Da série de provérbios que regeram a minha criação estava o ‘Filha, não seja uma Maria vai com as outras’. E cresci com essa vontade de realizar meus planos de acordo com os valores que cuidadosamente aprendi a selecionar e cultivar no decorrer das primaveras.

Para isso, busquei desenvolver um sistema de defesa que a cada nova ideia me permitisse reconhecer se os elementos apresentados seriam úteis, se deveria tolerá-los e incorporá-los, ou se representariam algum perigo devendo, portanto, ser destruídos.

Acontece que feito nosso sistema imunológico, o qual, frente a alguns agentes e a determinadas condições de saúde, se torna passível de invasão, meu exército de defesa mental passou por uma situação em que se viu dominado e completamente vulnerável.

Foi durante o último ano do curso de medicina, estava passando por um estágio de Pronto Socorro, ambiente em que nossos limites são constantemente testados. Iniciei meu plantão de 24 horas empolgada: uniforme vestido, estetoscópio no pescoço, caneta no bolso… Me dirigi a um consultório e chamei a primeira ficha, entrou uma senhora de uns 70 anos conduzindo, numa cadeira de rodas, seu companheiro cuja feição de desalento se sobrepunha a qualquer outra característica.

Já haviam buscado auxílio em incontáveis outros serviços de saúde e seus olhos cansados reluziam esperança de finalmente encontrá-la dessa vez. Ouvi atentamente suas mazelas, ia listando mentalmente as necessidades de saúde daquele senhor ao passo que examinava seus pulsos e auscultava seu coração.

Saí do consultório envolta por um querer verdadeiro de ajudar aquelas pessoas. Me dirigi à sala dos meus professores organizando os pensamentos para contar-lhes em detalhes a história do adoecimento daquele senhor, suas dificuldades de acesso ao sistema de saúde, as alterações encontradas no exame de cada órgão…

Precisava ser uma boa intercessora e confiava que meus interlocutores se alinhariam com o meu querer e juntos pensaríamos num modo efetivo de solucionar aquela situação.

Ao chegar na sala me deparei com um ambiente conturbado: pilhas de casos para serem avaliados, pessoas agitadas com semblante de exaustão segurando seus copos cheios de café… Ao iniciar o relato do caso fui prontamente repreendida por usar termos técnicos inadequados. Anotei no cantinho da página o erro, consertei minha fala e segui contando. Fui interrompida outras vezes por perguntas que testavam meus conhecimentos sobre detalhes da patologia daquela doença e cujas respostas eu não fazia ideia.

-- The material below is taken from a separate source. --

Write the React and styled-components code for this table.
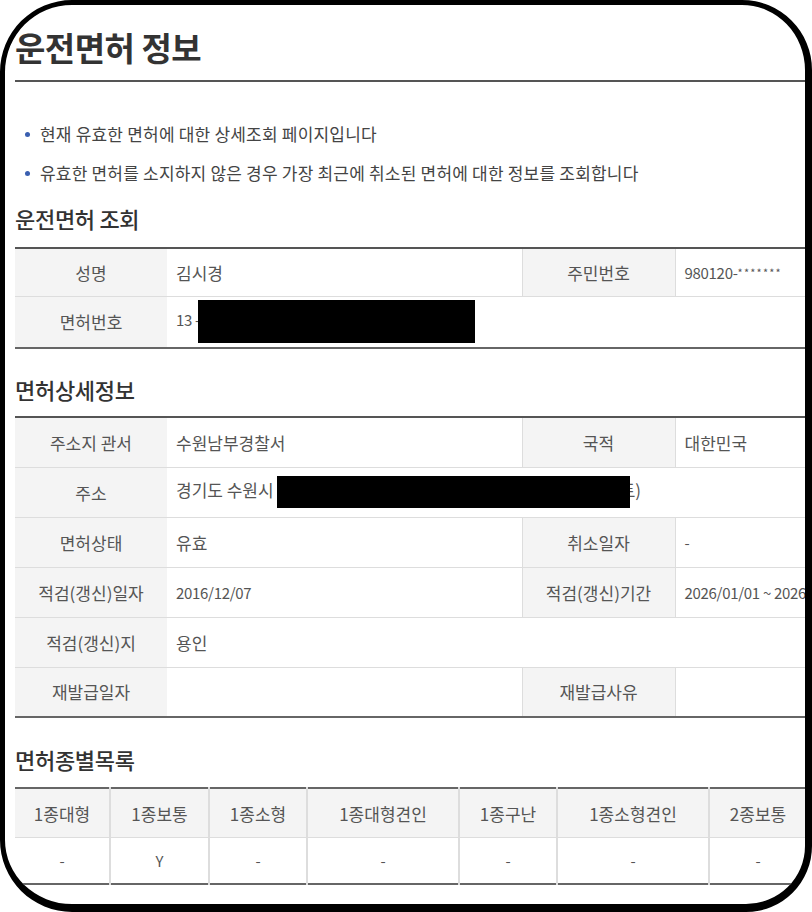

Sai da sala com um amontoado de papéis (eram exames e burocracias hospitalares), com a informação de que seria preciso uma cirurgia cuja previsão era incerta e que até lá não tínhamos o que fazer. Voltei ao consultório sem as soluções que idealizei outrora e com o ânimo afetado pelas repreensões e pelo não saber.

Ouvi todo o descontentamento da senhora após contar-lhe sobre as limitações do atendimento e senti meu ânimo ainda mais deteriorado. Recebi mais um empilhado de fichas e o recado de que devia ser mais ágil pois havia ainda muitos pacientes à espera.

Meu dia, a partir daí, foi um suceder de ações completamente alheias a minha vontade: corri com as consultas, me ative a buscar os termos médicos mais rebuscados a fim de manter minha imagem, me senti impaciente com as pessoas, terminei com um semblante de exaustão segurando um copo cheio de café…

Como isso aconteceu?

Refletindo sobre essa experiência me inquietou o fato de perceber como meu comportamento era influenciável pelo meio.

  • Quem estava no comando das minhas ações naquele momento?
  • Como pude me distanciar dos meus propósitos e me igualar a quem não gostaria de ser?
  • Como poderia reconhecer e afastar o pensamento ’Maria vai com as outras’ e retomar o domínio da minha vida?

Tenho entendido, com o auxílio da Logosofia, que para assumir o governo de minhas próprias ações mesmo diante de situações desfavoráveis é preciso estar atenta a todo acontecimento da vida, atenção é sinal de consciência e permite o reconhecimento dessas armadilhas contra minhas defesas mentais.

A identificação dessas situações em que atuamos feito marionetes em espetáculos de autoria alheia, é o primeiro passo rumo a ser autor da própria história.

A identificação dessas situações em que atuamos feito marionetes em espetáculos de autoria alheia, é o primeiro passo rumo a ser autor da própria história. Outro ponto importante, é criar nossos próprios estímulos para que eles se constituam a fonte de energia permanente de nosso interno e nos permitam manter a imperturbabilidade e a fidelidade ao nosso querer verdadeiro, independente do meio.